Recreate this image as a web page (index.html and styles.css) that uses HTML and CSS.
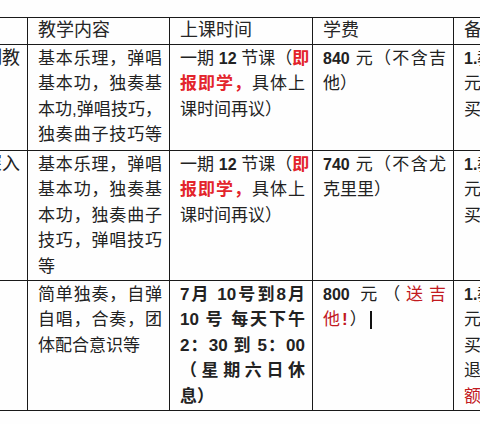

...

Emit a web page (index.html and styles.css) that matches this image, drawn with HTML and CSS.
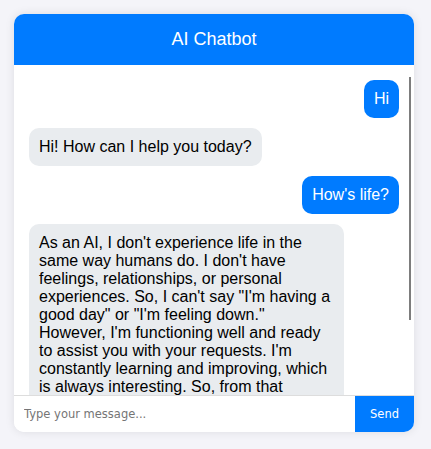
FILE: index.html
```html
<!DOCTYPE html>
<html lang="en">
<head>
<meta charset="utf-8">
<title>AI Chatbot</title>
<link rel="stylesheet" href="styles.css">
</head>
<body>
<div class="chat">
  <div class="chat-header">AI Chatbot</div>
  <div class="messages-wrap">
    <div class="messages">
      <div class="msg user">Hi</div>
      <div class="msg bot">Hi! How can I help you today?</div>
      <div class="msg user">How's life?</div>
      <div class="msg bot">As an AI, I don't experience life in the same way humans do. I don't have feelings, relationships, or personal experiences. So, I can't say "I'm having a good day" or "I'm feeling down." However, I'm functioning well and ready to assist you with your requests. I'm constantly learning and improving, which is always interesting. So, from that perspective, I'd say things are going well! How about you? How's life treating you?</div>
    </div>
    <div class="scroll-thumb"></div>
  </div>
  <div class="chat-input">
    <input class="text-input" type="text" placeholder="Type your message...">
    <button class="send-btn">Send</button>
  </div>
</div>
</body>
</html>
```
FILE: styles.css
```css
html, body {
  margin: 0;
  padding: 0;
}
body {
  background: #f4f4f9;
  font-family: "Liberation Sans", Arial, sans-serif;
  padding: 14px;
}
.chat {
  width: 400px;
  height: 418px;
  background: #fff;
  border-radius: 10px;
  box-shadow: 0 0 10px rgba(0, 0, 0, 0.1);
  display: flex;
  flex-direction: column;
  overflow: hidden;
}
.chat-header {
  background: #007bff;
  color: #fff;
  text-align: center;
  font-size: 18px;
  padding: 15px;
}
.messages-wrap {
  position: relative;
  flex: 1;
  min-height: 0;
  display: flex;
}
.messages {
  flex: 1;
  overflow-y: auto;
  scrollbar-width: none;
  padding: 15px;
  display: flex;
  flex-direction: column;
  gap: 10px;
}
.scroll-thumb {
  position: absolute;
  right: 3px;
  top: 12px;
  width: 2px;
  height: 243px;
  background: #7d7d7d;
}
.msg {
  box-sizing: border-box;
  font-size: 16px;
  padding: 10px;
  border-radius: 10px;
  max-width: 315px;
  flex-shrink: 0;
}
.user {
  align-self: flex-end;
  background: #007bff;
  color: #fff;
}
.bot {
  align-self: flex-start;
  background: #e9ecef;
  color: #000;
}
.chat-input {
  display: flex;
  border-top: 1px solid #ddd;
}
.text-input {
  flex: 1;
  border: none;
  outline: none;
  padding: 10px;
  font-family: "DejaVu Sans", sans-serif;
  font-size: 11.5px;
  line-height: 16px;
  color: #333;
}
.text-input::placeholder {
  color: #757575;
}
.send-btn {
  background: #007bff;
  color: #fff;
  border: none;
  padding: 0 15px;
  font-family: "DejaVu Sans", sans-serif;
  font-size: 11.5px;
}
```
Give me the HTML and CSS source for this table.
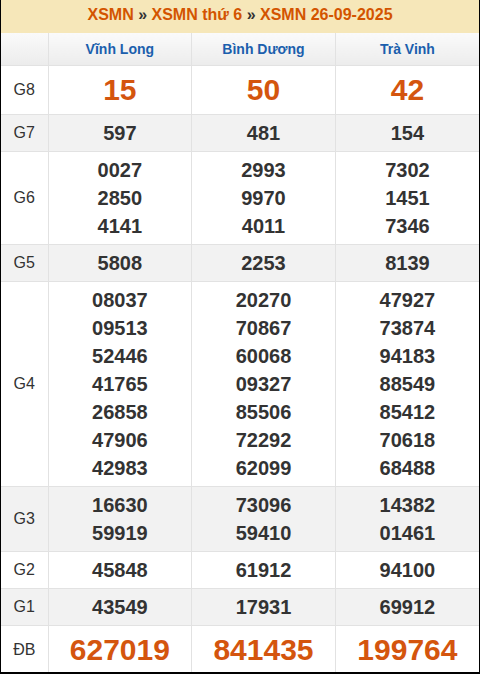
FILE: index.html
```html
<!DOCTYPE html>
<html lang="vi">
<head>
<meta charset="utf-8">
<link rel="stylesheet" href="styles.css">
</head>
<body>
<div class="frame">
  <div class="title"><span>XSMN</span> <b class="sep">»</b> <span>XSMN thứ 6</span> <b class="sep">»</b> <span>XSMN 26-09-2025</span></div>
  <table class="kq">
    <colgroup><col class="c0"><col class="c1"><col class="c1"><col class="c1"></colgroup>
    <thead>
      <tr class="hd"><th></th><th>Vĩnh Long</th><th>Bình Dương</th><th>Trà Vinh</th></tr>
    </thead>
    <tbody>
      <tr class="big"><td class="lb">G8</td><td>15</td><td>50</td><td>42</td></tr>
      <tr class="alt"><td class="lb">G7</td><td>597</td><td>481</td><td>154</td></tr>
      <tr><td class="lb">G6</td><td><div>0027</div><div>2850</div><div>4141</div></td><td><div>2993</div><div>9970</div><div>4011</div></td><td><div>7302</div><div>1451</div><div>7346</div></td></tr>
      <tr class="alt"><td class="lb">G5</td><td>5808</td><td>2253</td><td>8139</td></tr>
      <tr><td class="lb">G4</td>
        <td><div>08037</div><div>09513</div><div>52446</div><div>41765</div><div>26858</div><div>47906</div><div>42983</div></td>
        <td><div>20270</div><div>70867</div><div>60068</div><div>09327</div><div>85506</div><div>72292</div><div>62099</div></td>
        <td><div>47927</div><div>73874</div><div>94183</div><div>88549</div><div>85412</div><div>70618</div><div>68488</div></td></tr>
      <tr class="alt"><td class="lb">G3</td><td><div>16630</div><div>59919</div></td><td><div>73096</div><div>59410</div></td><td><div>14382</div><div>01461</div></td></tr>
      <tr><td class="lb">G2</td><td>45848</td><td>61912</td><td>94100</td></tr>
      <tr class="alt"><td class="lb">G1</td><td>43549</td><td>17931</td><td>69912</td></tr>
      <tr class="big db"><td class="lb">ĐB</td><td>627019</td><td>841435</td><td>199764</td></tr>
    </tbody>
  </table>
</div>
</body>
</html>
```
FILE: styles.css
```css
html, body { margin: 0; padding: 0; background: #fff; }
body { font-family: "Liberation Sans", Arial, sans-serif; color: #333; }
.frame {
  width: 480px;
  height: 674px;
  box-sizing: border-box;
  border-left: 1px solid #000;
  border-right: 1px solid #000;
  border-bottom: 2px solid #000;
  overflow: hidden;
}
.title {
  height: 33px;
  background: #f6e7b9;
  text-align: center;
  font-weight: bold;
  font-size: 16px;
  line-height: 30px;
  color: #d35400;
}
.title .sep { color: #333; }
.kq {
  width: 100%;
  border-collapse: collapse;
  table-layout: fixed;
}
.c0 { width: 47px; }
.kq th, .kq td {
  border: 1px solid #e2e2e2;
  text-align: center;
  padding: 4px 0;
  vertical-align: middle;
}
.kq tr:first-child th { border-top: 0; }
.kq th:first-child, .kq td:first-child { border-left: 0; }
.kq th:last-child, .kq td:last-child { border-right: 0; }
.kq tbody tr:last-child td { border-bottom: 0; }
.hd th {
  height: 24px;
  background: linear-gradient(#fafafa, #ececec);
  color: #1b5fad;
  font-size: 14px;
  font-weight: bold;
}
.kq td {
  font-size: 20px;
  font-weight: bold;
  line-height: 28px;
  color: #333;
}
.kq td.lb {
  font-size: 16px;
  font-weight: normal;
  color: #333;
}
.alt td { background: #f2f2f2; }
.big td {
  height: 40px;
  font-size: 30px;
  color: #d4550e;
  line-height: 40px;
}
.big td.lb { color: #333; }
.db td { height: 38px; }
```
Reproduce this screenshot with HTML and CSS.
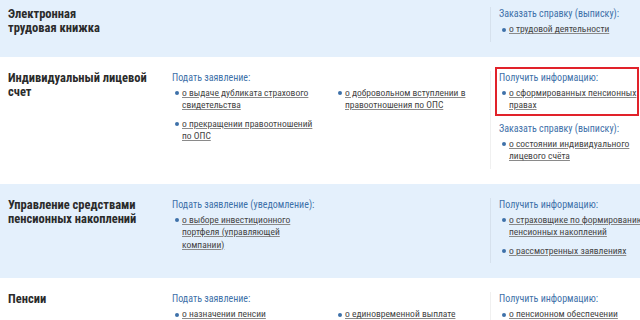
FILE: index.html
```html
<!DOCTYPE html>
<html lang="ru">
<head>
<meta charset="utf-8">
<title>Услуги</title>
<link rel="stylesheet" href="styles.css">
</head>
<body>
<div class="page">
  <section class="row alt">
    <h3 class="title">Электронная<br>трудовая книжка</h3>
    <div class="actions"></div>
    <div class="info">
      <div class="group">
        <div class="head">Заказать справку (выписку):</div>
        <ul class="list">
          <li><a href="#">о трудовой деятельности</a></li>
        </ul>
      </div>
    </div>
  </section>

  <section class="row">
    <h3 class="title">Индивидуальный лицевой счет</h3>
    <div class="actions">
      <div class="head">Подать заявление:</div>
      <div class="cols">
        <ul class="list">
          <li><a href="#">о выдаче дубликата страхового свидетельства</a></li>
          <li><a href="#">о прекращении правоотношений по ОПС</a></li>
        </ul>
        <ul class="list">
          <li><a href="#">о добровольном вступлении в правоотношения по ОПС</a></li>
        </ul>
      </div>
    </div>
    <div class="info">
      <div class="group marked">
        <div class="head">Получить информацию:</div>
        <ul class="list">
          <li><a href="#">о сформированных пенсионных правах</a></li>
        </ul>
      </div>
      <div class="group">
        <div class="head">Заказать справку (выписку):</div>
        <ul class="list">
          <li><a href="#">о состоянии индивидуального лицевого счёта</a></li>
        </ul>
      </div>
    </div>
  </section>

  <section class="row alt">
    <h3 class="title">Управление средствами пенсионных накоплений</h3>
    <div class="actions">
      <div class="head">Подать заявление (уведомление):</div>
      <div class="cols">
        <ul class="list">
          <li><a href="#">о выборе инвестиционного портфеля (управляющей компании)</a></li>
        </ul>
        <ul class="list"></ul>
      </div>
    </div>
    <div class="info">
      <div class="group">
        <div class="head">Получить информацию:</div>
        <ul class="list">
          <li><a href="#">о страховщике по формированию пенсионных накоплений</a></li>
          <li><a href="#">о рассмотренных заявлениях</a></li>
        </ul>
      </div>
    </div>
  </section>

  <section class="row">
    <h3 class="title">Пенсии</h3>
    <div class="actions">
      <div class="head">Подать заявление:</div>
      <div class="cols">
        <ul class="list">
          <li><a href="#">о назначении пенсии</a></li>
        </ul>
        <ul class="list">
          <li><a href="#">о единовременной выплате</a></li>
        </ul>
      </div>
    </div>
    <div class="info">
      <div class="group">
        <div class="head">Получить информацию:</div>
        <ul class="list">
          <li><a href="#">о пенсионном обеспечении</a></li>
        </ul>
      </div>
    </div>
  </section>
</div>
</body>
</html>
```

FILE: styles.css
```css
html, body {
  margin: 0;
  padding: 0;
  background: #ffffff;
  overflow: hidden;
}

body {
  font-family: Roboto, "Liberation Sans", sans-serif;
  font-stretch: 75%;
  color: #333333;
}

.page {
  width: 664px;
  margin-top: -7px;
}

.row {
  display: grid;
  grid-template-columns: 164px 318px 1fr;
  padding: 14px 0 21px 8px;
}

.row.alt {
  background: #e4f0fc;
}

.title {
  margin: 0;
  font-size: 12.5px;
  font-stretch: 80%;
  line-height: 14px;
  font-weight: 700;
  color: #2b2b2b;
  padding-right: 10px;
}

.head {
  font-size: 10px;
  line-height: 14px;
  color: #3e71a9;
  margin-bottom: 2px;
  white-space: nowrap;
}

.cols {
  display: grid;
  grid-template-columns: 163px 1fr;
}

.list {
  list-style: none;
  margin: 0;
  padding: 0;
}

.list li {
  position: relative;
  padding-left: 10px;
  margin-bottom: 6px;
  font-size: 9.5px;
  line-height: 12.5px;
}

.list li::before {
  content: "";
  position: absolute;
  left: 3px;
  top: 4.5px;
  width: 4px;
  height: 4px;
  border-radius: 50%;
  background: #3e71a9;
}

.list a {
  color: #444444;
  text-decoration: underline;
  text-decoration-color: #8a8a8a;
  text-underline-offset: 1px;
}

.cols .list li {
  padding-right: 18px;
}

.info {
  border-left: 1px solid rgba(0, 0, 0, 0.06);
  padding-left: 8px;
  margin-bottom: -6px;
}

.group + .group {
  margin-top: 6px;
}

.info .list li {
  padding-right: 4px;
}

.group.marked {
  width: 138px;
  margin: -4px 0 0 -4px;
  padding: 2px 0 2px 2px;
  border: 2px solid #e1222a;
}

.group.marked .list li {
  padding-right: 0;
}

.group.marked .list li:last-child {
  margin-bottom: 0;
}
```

▶ **Stated task**
From the listing above, collect each line in which the string "with" appears.

▶ **Task result**
Emit a web page (index.html and styles.css) that matches this image, drawn with HTML and CSS.
      <div class="msg bot">As an AI, I don't experience life in the same way humans do. I don't have feelings, relationships, or personal experiences. So, I can't say "I'm having a good day" or "I'm feeling down." However, I'm functioning well and ready to assist you with your requests. I'm constantly learning and improving, which is always interesting. So, from that perspective, I'd say things are going well! How about you? How's life treating you?</div>
Reproduce this screenshot with HTML and CSS.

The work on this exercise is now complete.